La nécessité de dynamiser l'arrière-plan nous conduit à la réalisation d’un chemin vidéo grâce au package Unity Cinemachine. Cet outil permet la réalisation de prises de vue dynamiques, intelligentes et sans code. Pour la réalisation du travelling, Cinemachine au travers d'une timeline permet d’alterner les points de vue de la caméra avec des logiques de zoom à proximité des manomètres.
Cette étape a été très significative dans l’amélioration de notre dataset.
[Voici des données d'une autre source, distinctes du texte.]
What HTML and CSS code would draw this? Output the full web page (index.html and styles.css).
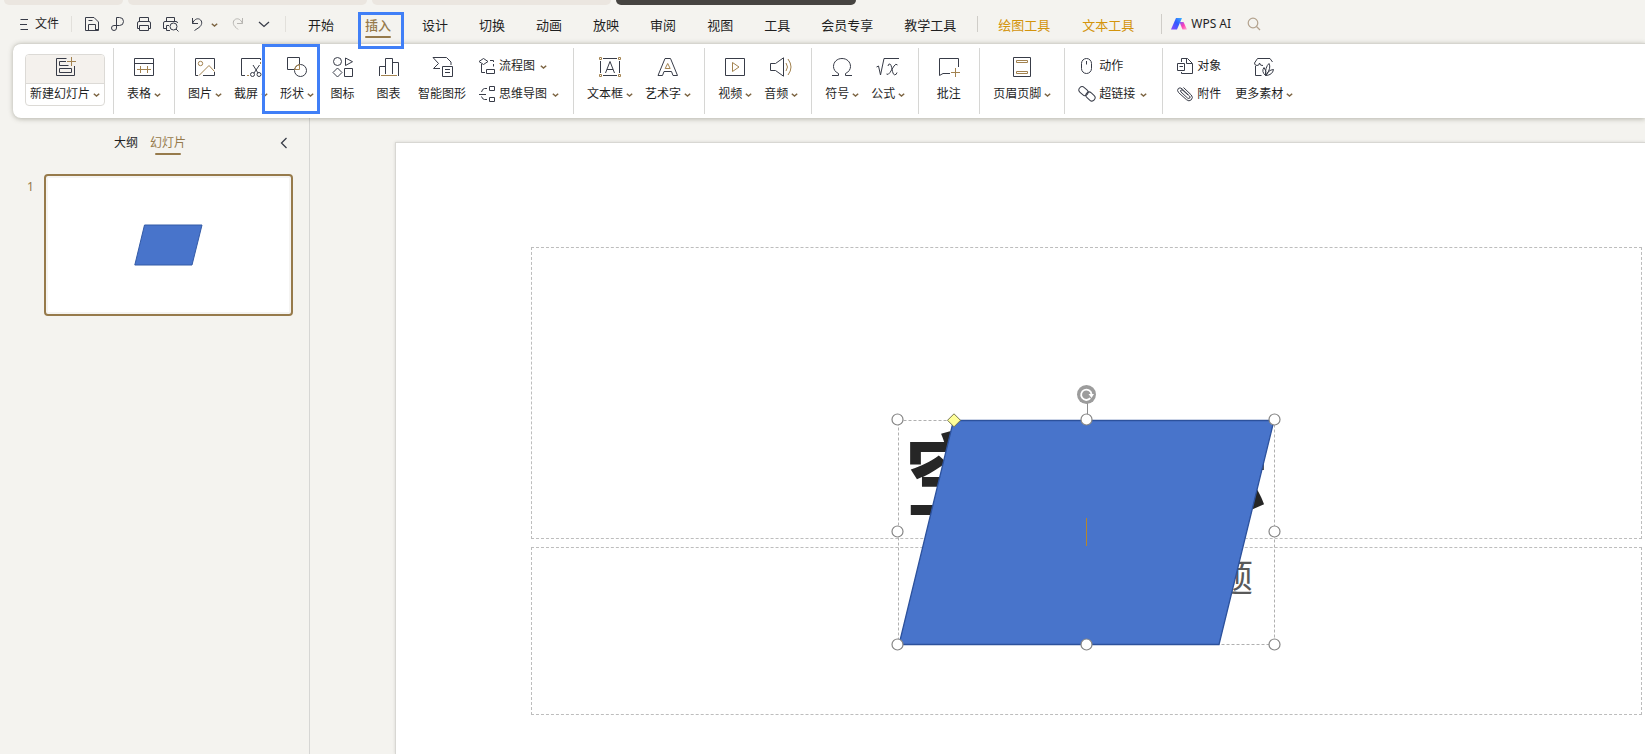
FILE: index.html
```html
<!DOCTYPE html>
<html lang="zh-CN">
<head>
<meta charset="utf-8">
<title>WPS 演示</title>
<link rel="stylesheet" href="styles.css">
</head>
<body>
<svg class="defs" width="0" height="0" aria-hidden="true">
  <symbol id="caret" viewBox="0 0 7 4"><path d="M.8 .7L3.5 3L6.2 .7" fill="none" stroke="#7d6543" stroke-width="1.5"/></symbol>
</svg>
<div class="app">
  <div class="doc-tabs">
    <span class="doc-tab first"></span>
    <span class="doc-tab"></span>
    <span class="doc-tab"></span>
    <span class="doc-tab current"></span>
  </div>

  <header class="menubar">
    <button class="file"><svg width="10" height="12" viewBox="0 0 10 12"><path d="M.5 1.5H8M0 6.5H7M.5 11.5H8"/></svg>文件</button>
    <span class="bar-sep faint"></span>
    <div class="quick">
      <button aria-label="保存"><svg width="16" height="16" viewBox="0 0 16 16"><path d="M1.500 1.500H10L14.500 6V13.500H12M1.500 1.500V14.500H14.500V12M4.500 14.500V8.500H11.500V14.500M4.500 4.500H8.500"/></svg></button>
      <button aria-label="输出为PDF"><svg width="16" height="16" viewBox="0 0 16 16"><path d="M6.500 7V1.500H9.500A4 4 0 0 1 9.500 9.500H4A2.500 2.500 0 1 0 6.500 12V6"/></svg></button>
      <button aria-label="打印"><svg width="16" height="16" viewBox="0 0 16 16"><path d="M3.500 5V1.500H12.500V5M3.500 12.500H1.500V7Q1.500 5.500 3 5.500H13Q14.500 5.500 14.500 7V12.500H12.500M3.500 9.500H12.500V14.500H3.500Z"/></svg></button>
      <button aria-label="打印预览"><svg width="16" height="16" viewBox="0 0 16 16"><path d="M4.500 5V1.500H12.500V5M4 12.500H1.500V7Q1.500 5.500 3 5.500H14Q15.500 5.500 15.500 7M4.500 14.500V9.500H7M4.500 14.500H8"/><circle cx="11.500" cy="10.500" r="3.500"/><path d="M14 13L16.500 15.500"/></svg></button>
      <button aria-label="撤销"><svg width="16" height="16" viewBox="0 0 16 16"><path d="M4.500 2V7.500H10M4.500 7.500C6 3.500 9 2 11.500 3.200C15 5 14 9.500 11 11.500L6.500 14.500"/></svg></button>
      <svg class="caret" width="7" height="4"><use href="#caret"/></svg>
      <button class="redo" aria-label="恢复"><svg width="16" height="16" viewBox="0 0 16 16"><path d="M13.500 2V7.500H8M13.500 7.500C12 3.500 9 2 6.500 3.200C3 5 4 9.500 7 11.500L9 13.500"/></svg></button>
      <button aria-label="更多"><svg width="16" height="16" viewBox="0 0 16 16"><path d="M4 6L9 10.500L14 6" stroke-width="1.300"/></svg></button>
    </div>
    <span class="bar-sep faint"></span>
    <nav class="tabs">
      <button>开始</button>
      <button class="on marked">插入</button>
      <button>设计</button>
      <button>切换</button>
      <button>动画</button>
      <button>放映</button>
      <button>审阅</button>
      <button>视图</button>
      <button>工具</button>
      <button>会员专享</button>
      <button>教学工具</button>
    </nav>
    <span class="bar-sep short"></span>
    <nav class="tabs context">
      <button>绘图工具</button>
      <button>文本工具</button>
    </nav>
    <span class="bar-sep"></span>
    <button class="ai"><svg width="16" height="12" viewBox="0 0 16 12">
      <defs>
        <linearGradient id="g1" x1="0" y1="1" x2="1" y2="0"><stop offset="0" stop-color="#8a4bff"/><stop offset=".55" stop-color="#2f5bff"/><stop offset="1" stop-color="#39b4ff"/></linearGradient>
        <linearGradient id="g2" x1="0" y1="0" x2="1" y2="1"><stop offset="0" stop-color="#7a5cff"/><stop offset=".5" stop-color="#ff3fb4"/><stop offset="1" stop-color="#ffb0d0"/></linearGradient>
      </defs>
      <path d="M5 0H11L6 11.500H0Z" fill="url(#g1)" stroke="none"/><path d="M8.500 4H12.500L16 11.500H11.500Z" fill="url(#g2)" stroke="none"/></svg>WPS AI</button>
    <button class="search" aria-label="搜索"><svg width="14" height="14" viewBox="0 0 14 14"><circle cx="6" cy="6" r="4.800"/><path d="M9.500 9.500L13 13"/></svg></button>
  </header>

  <section class="ribbon" aria-label="插入">
    <button class="new-slide">
      <span class="new-top"><svg width="21" height="21" viewBox="0 0 21 21"><path d="M11.500 1.500H1.500V18.500H19.500V9M11 4.500H4.500V8.500H13.500M4.500 11.500H16.500V15.500H4.500Z"/><path class="gold" d="M12 4.500H21M16.500 0V9"/></svg></span>
      <span class="label">新建幻灯片<svg class="caret" width="7" height="4"><use href="#caret"/></svg></span>
    </button>
    <div class="group">
      <button class="item"><svg width="21" height="21" viewBox="0 0 21 21"><path d="M1.500 1.500H20.500V18.500H1.500ZM1.500 6.500H20.500"/><path class="gold" d="M4 12.500H18M7.500 9V16M14.500 9V16"/></svg>
        <span class="label">表格<svg class="caret" width="7" height="4"><use href="#caret"/></svg></span></button>
    </div>
    <div class="group">
      <button class="item"><svg width="21" height="21" viewBox="0 0 21 21"><path d="M4 18.500H1.500V1.500H20.500V12M20.500 15V18.500H9"/><circle class="gold" cx="6.500" cy="6.500" r="2.200"/><path class="gold" d="M5 18.500L15 8.500L20.500 14.500"/></svg>
        <span class="label">图片<svg class="caret" width="7" height="4"><use href="#caret"/></svg></span></button>
      <button class="item"><svg width="21" height="21" viewBox="0 0 21 21"><path d="M5 18.500H1.500V1.500H20.500V3"/><path class="gold" d="M20.500 5V7M7 18.500H9"/><path d="M13 8L18 16M19.500 8L14 16"/><circle cx="12.500" cy="17.500" r="2"/><circle cx="19" cy="17.500" r="2"/></svg>
        <span class="label">截屏<svg class="caret" width="7" height="4"><use href="#caret"/></svg></span></button>
      <button class="item marked"><svg width="21" height="21" viewBox="0 0 21 21"><circle cx="14.500" cy="13.500" r="6"/><path d="M8.500 12.500H1.500V.5H13.500V7.500"/><path class="gold" d="M8.500 12.500H13.500V7.500A6 6 0 0 0 8.500 12.500Z"/></svg>
        <span class="label">形状<svg class="caret" width="7" height="4"><use href="#caret"/></svg></span></button>
      <button class="item"><svg width="21" height="21" viewBox="0 0 21 21"><circle cx="5.500" cy="4.500" r="4"/><path d="M13.500 1V8.500L20.500 4.700ZM5.500 11L10 15.500L5.500 20L1 15.500ZM12.500 11.500H20.500V19.500H12.500Z"/></svg>
        <span class="label">图标</span></button>
      <button class="item"><svg width="21" height="21" viewBox="0 0 21 21"><path d="M1.500 19V9.500H7.500M7.500 17V1.500H14.500V17M14.500 5.500H20.500V19"/><path class="gold" d="M3 18.500H19"/></svg>
        <span class="label">图表</span></button>
      <button class="item"><svg width="21" height="21" viewBox="0 0 21 21"><path d="M8 11.500H1.500L6.500 6.500L1 .5H14.500L19 5V8M10.500 9.500H20.500V19.500H10.500ZM13 12.500H18M13 15.500H18"/></svg>
        <span class="label">智能图形</span></button>
      <div class="stack">
        <button class="row"><svg width="16" height="16" viewBox="0 0 16 16"><path d="M4.500 .5L9 3.500L4.500 6.500L0 3.500ZM7.500 11.500H15.500V15.500H7.500ZM2.500 6V14.500H6M11 2.500H14.500V4M14.500 6V8.500"/></svg>流程图<svg class="caret" width="7" height="4"><use href="#caret"/></svg></button>
        <button class="row"><svg width="16" height="16" viewBox="0 0 16 16"><path d="M10.500 .5H15.500V4.500H10.500ZM10.500 11.500H15.500V15.500H10.500ZM0 8.500H7M8 2.500H5.500Q3.500 2.500 2.500 6M8 13.500H5.500Q3.500 13.500 2.500 10.500"/></svg>思维导图<svg class="caret" width="7" height="4"><use href="#caret"/></svg></button>
      </div>
    </div>
    <div class="group">
      <button class="item"><svg width="22" height="21" viewBox="0 0 22 21"><path d="M4 1.500H18M4 18.500H18M1.500 4V16M20.500 4V16M6.500 16L11 4.500L15.500 16M8 12.500H14"/><path class="gold" d="M.5 .5H2.500V2.500H.5ZM19.500 .5H21.500V2.500H19.500ZM.5 17.500H2.500V19.500H.5ZM19.500 17.500H21.500V19.500H19.500Z"/></svg>
        <span class="label">文本框<svg class="caret" width="7" height="4"><use href="#caret"/></svg></span></button>
      <button class="item"><svg width="21" height="21" viewBox="0 0 21 21"><path d="M8 1.500H13.500L20.500 18.500H16L14.500 14.500H7L5.500 18.500H1Z"/><path class="gold" d="M10.700 6.500L13.200 11.500H8.200Z"/></svg>
        <span class="label">艺术字<svg class="caret" width="7" height="4"><use href="#caret"/></svg></span></button>
    </div>
    <div class="group">
      <button class="item"><svg width="21" height="21" viewBox="0 0 21 21"><path d="M1.500 1.500H20.500V18.500H1.500Z"/><path class="gold" d="M8.500 5.500V14.500L15 10Z"/></svg>
        <span class="label">视频<svg class="caret" width="7" height="4"><use href="#caret"/></svg></span></button>
      <button class="item"><svg width="23" height="21" viewBox="0 0 23 21"><path d="M1.500 6.500H6.500L14.500 .8V19.200L6.500 13.500H1.500Z"/><path class="gold" d="M17 6Q20 10 17 14M19 2Q25 10 19 18"/></svg>
        <span class="label">音频<svg class="caret" width="7" height="4"><use href="#caret"/></svg></span></button>
    </div>
    <div class="group">
      <button class="item"><svg width="21" height="21" viewBox="0 0 21 21"><path d="M1 18.500H7.500V16.500C4 15 2.500 12 2.500 9.500C2.500 5 6 1.500 11 1.500S19.500 5 19.500 9.500C19.500 12 18 15 14.500 16.500V18.500H21"/></svg>
        <span class="label">符号<svg class="caret" width="7" height="4"><use href="#caret"/></svg></span></button>
      <button class="item"><svg width="23" height="21" viewBox="0 0 23 21"><path d="M.5 10L2.500 9L4.500 18L8 1.500H23M12 9Q12.500 6.500 14 7C16 7.500 16 17.500 18.500 17.800Q20.500 18 21 15.500M21.500 8Q20 6 18 9L14 15.500Q12 18.500 10.500 17"/></svg>
        <span class="label">公式<svg class="caret" width="7" height="4"><use href="#caret"/></svg></span></button>
    </div>
    <div class="group">
      <button class="item"><svg width="21" height="21" viewBox="0 0 21 21"><path d="M12 16.500H5L1.500 18.500V1.500H20.500V10"/><path class="gold" d="M13 15.500H22M17.500 11V20"/></svg>
        <span class="label">批注</span></button>
    </div>
    <div class="group">
      <button class="item"><svg width="21" height="21" viewBox="0 0 21 21"><path d="M2.500 .5H19.500V19.500H2.500Z"/><path class="gold" d="M5.500 3.500H16.500V5.500H5.500ZM5.500 14.500H16.500V16.500H5.500Z"/></svg>
        <span class="label">页眉页脚<svg class="caret" width="7" height="4"><use href="#caret"/></svg></span></button>
    </div>
    <div class="group wide">
      <div class="stack">
        <button class="row"><svg width="16" height="16" viewBox="0 0 16 16"><rect x="2.500" y=".5" width="10" height="15" rx="5"/><path d="M7.500 3V6.500"/></svg>动作</button>
        <button class="row"><svg width="16" height="16" viewBox="0 0 16 16"><rect x="-.5" y="1.900" width="10" height="6.400" rx="3.200" transform="rotate(42 4.500 5.100)"/><rect x="6.500" y="7.300" width="10" height="6.400" rx="3.200" transform="rotate(42 11.500 10.500)"/></svg>超链接<svg class="caret" width="7" height="4"><use href="#caret"/></svg></button>
      </div>
    </div>
    <div class="group wide">
      <div class="stack">
        <button class="row"><svg width="16" height="16" viewBox="0 0 16 16"><path d="M4.500 4V.5H10.500L15.500 5.500V15.500H4.500V14M9.500 .5V5.500H15M.5 5.500H7.500V12.500H.5ZM2.500 8.500H6"/></svg>对象</button>
        <button class="row"><svg width="16" height="16" viewBox="0 0 16 16"><path d="M4 6L10.500 12Q12 13 12.800 12Q13.600 11 12.500 10L5 2.800Q3 1 1.300 2.500Q-.3 4.500 1.500 6.500L9.500 13.700Q12 16 14.300 13.800Q16.500 11.500 14.300 9L6.500 1.500M4 6Q3 4.700 4 4Q5 3.500 6 4.500L11 9"/></svg>附件</button>
      </div>
      <button class="item"><svg width="22" height="21" viewBox="0 0 22 21"><path d="M19.500 5L17 1.500H4.500L1.500 6Q1.500 8.500 4 8.500Q6.500 8.500 6.500 6Q7 9 10 8.500M2.500 9V18.500H8.500M12.500 18.500Q8 14.500 11 10.500Q14 14 12.500 18.500Q12 10 16 6.500Q18.500 11 13 18.500Q15 13 20.500 12.500Q19.500 18 13 18.500"/></svg>
        <span class="label">更多素材<svg class="caret" width="7" height="4"><use href="#caret"/></svg></span></button>
    </div>
  </section>

  <main class="body">
    <aside class="side">
      <div class="side-head">
        <button>大纲</button>
        <button class="on">幻灯片</button>
        <button class="fold" aria-label="收起"><svg width="8" height="12" viewBox="0 0 8 12"><path d="M6.500 1L1.500 6L6.500 11" stroke-width="1.300"/></svg></button>
      </div>
      <div class="thumb-row">
        <span class="num">1</span>
        <button class="thumb" aria-label="幻灯片 1"><svg width="69" height="42" viewBox="0 0 69 42"><path d="M10.500 1H68L58 41H.8Z" fill="#4874cb" stroke="#335aa6"/></svg></button>
      </div>
    </aside>
    <div class="stage">
      <div class="slide">
        <div class="layout">
          <div class="holder title"><h1>空白演示</h1></div>
          <div class="holder subtitle"><p>单击此处输入副标题</p></div>
          <div class="selection">
            <svg width="401" height="276" viewBox="0 0 401 276">
              <path class="frame" d="M12.500 39.500H388.500V263.500H12.500Z"/>
              <path d="M67.500 39.500H388L333 263.500H13Z" fill="#4874cb" stroke="#2c519c" stroke-width="1.300"/>
              <path d="M201.500 22V34" stroke="#8c8c8c"/>
              <path d="M200.500 137V165" stroke="#b5862b"/>
              <circle cx="200.500" cy="13.500" r="9.500" fill="#9c9c9c"/>
              <path d="M204.300 17.200A5.200 5.200 0 1 1 205.500 13" fill="none" stroke="#fff" stroke-width="1.800"/>
              <path d="M202.500 13H208L205.500 17Z" fill="#fff"/>
              <g class="handles">
                <circle cx="11.500" cy="38.500" r="5.500"/><circle cx="200.500" cy="38.500" r="5.500"/><circle cx="388.500" cy="38.500" r="5.500"/>
                <circle cx="11.500" cy="150.500" r="5.500"/><circle cx="388.500" cy="150.500" r="5.500"/>
                <circle cx="11.500" cy="263.500" r="5.500"/><circle cx="200.500" cy="263.500" r="5.500"/><circle cx="388.500" cy="263.500" r="5.500"/>
              </g>
              <path d="M68 32.800L74.500 39.300L68 45.800L61.500 39.300Z" fill="#ffff99" stroke="#77774f"/>
            </svg>
          </div>
        </div>
      </div>
    </div>
  </main>
</div>
</body>
</html>
```

FILE: styles.css
```css
* { box-sizing: border-box; }

body {
  margin: 0;
  background: #f4f3ef;
  color: #1f1f1f;
  font: 12px/16px "Noto Sans", "Noto Sans CJK SC", sans-serif;
  overflow: hidden;
}

button {
  margin: 0;
  padding: 0;
  border: 0;
  background: none;
  color: inherit;
  font: inherit;
  white-space: nowrap;
}

svg { display: block; flex: none; overflow: visible; }
.defs { position: absolute; }
button svg { fill: none; stroke: #383c48; stroke-width: 1; }
button svg .gold { stroke: #a2824f; }

.app { display: flex; flex-direction: column; height: 100vh; }

/* document tabs */
.doc-tabs { display: flex; gap: 5px; height: 5px; padding-left: 4px; }
.doc-tab { width: 239px; border-radius: 0 0 6px 6px; background: #ebe6e0; }
.doc-tab.first { width: 119px; }
.doc-tab.current { background: #464441; width: 240px; }

/* menu bar */
.menubar { display: flex; align-items: center; height: 38px; padding-left: 20px; }
.file { display: flex; align-items: center; gap: 5px; }
.bar-sep { width: 1px; height: 20px; background: #cfcdc8; }
.bar-sep.faint { height: 16px; background: #e2e0db; }
.bar-sep.short { height: 16px; }
.file + .bar-sep { margin-left: 12px; }
.quick { display: flex; align-items: center; gap: 10px; padding: 0 14px 0 12px; }
.quick .caret { margin-left: -3px; margin-right: 1px; }
.redo svg { stroke: #b8b6b2; }
.tabs { display: flex; gap: 31px; padding: 1px 21px 0 22px; font-size: 13px; line-height: 20px; }
.tabs button { position: relative; }
.tabs .on { color: #967a4b; font-weight: 500; }
.tabs .on::before {
  content: "";
  position: absolute;
  inset: auto 0 -3px;
  height: 2px;
  border-radius: 1px;
  background: #967a4b;
}
.tabs .marked::after { inset: -3px -13px -14px -7px; }
.tabs.context { gap: 32px; padding: 1px 27px 0 20px; color: #d3940c; }
.ai { display: flex; align-items: center; gap: 4px; padding-left: 9px; }
.search { padding-left: 16px; }
.search svg { stroke: #b3a28d; stroke-width: 1.2; }

/* blue call-out boxes */
.marked { position: relative; }
.marked::after {
  content: "";
  position: absolute;
  z-index: 2;
  border: 3px solid #407ff7;
}
.menubar { position: relative; z-index: 2; }

/* ribbon */
.ribbon {
  position: relative;
  z-index: 1;
  display: flex;
  margin-left: 13px;
  padding: 4px 0 4px 12px;
  border-top: 1px solid #d6d5cf;
  border-radius: 8px 0 0 8px;
  background: #fff;
  box-shadow: 0 1px 5px rgba(60, 60, 40, .35);
}
.new-slide {
  display: flex;
  flex-direction: column;
  align-items: stretch;
  width: 80px;
  height: 52px;
  margin: 6px 8px 0 0;
  border: 1px solid #dcdad6;
  border-radius: 4px;
  overflow: hidden;
}
.new-top {
  display: flex;
  justify-content: center;
  height: 29px;
  padding-top: 2px;
  border-bottom: 1px solid #dcdad6;
  background: #f4f1ed;
}
.new-slide .label { margin: 2px 0 0 4px; }
.label { display: flex; align-items: center; gap: 3px; }
.caret { margin-top: 2px; margin-right: -1px; }
.group {
  display: flex;
  align-items: flex-start;
  gap: 13px;
  height: 66px;
  padding: 9px 14px 0 13px;
  border-left: 1px solid #d6d6d4;
}
.group.wide { padding: 9px 15px 0 14px; }
.item {
  display: flex;
  flex-direction: column;
  align-items: center;
  gap: 8px;
  min-width: 33px;
}
.item.marked::after { inset: -13px -7px -12px -18px; }
.stack { display: flex; flex-direction: column; gap: 12px; padding: 1px 1px 0 0; }
.row { display: flex; align-items: center; gap: 4px; }
.row .caret { margin-left: 1px; }

/* slide list */
.body { display: flex; flex: 1; min-height: 0; }
.side { width: 310px; padding-top: 17px; border-right: 1px solid #d6d6d4; }
.side-head {
  display: flex;
  align-items: center;
  gap: 12px;
  padding: 0 21px 0 114px;
}
.side-head .on { position: relative; color: #967a4b; }
.side-head .on::after {
  content: "";
  position: absolute;
  inset: auto 5px -4px;
  height: 2px;
  border-radius: 1px;
  background: #967a4b;
}
.fold { margin-left: auto; }
.thumb-row { display: flex; gap: 9px; padding: 23px 16px 0 27px; }
.num { width: 8px; padding-top: 5px; color: #967a4b; }
.thumb {
  flex: 1;
  display: flex;
  align-items: center;
  justify-content: center;
  height: 142px;
  border: 2px solid #967a4b;
  border-radius: 4px;
  background: #fff;
  box-shadow: inset 0 0 0 2px #f5f4f2;
}

/* editing canvas */
.stage { flex: 1; display: flex; padding: 24px 0 0 85px; overflow: hidden; }
.slide {
  flex: 1;
  padding: 104px 3px 0 135px;
  border: solid #d8d7d3;
  border-width: 1px 0 0 1px;
  background: #fff;
  box-shadow: 0 0 3px rgba(0, 0, 0, .12);
}
.layout { position: relative; display: flex; flex-direction: column; gap: 8px; }
.holder {
  display: flex;
  justify-content: center;
  border: 1px dashed #bdbdbd;
}
.title { height: 292px; align-items: flex-end; }
.subtitle { height: 168px; align-items: flex-start; }
h1 {
  margin: 0 0 15px;
  color: #262626;
  font: 700 91px/108px "Noto Sans CJK SC", sans-serif;
}
.subtitle p {
  margin: 6px 0 0;
  color: #595959;
  font: 37px/44px "Noto Sans CJK SC", sans-serif;
}
.selection {
  position: absolute;
  inset: 134px 0 auto;
  display: flex;
  justify-content: center;
}
.frame { fill: none; stroke: #b0b0b0; stroke-dasharray: 3 2; }
.handles { fill: #fff; stroke: #858585; stroke-width: 1.2; }
```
Les résultats du modèle sont plutôt bons lors de la détection des manomètres sur des jeux de test vidéo ainsi que sur notre parcours de test en 3D. L’utilisation de Cinemachine a grandement amélioré la qualité des différents angles de vue autour du manomètre et a permis au modèle de s’entraîner avec un environnement virtuel réaliste.
Pour la dernière itération de notre génération du dataset, nous avons finalement atteint une très bonne précision pour notre modèle sur la détection des manomètres entraîné sur des données synthétiques.
La création d'un environnement virtuel 3D réaliste répond à la difficulté de rassembler suffisamment de données d'entraînement spécifiquement appliqué à un cas d'usage non générique ou rare (site inaccessible, simulation d'incidents, variation des conditions climatiques, …).
De plus, la donnée synthétique réduit drastiquement le coût humain et financier de la génération et de la labellisation d'un dataset en permettant d’automatiser cette dernière pour des nouveaux objets à détecter. Le coût initial de développement permet par la suite d’ajouter autant d’assets possibles.
Nous avons particulièrement apprécié l’utilisation combinée de Perception et Cinemachine dans Unity, que nous avons trouvé complémentaires. Cinemachine permet d'étendre les capacités de Perception en autorisant une grande variété d’angles de vue autour de l’objet à détecter qui est similaire à notre cas réel, un flux vidéo filmant l’objet et devant le repérer.
Il est primordial de garder en tête que l'étape de génération du jeu de données empirique nécessite une bonne communication entre les équipes IA et Unity 3D, les deux équipes ayant une forte expertise avec un lexique très propre à leurs domaines. Par moment l'équipe 3D a pu manquer de compréhension vis-à-vis des performances du modèle. Certaines propositions d’évolution de l’environnement 3D ont été préconisées par l'équipe 3D sans conviction de l'amélioration des performances. Il est recommandé de prêter une grande attention à la vulgarisation et de présenter les hypothèses en s'appuyant sur des heatmaps, matrices de confusion, etc. afin de sensibiliser chacun sur l'effort apporté lors de la nouvelle itération de création du dataset.
Avec plus de temps, nous aurions également pu pousser plus loin les capacités offertes par le moteur Unity avec une intégration de variations météorologiques plus complexes (pluie, orage, ...) ou des simulations d'incidents difficilement reproductibles en conditions réelles.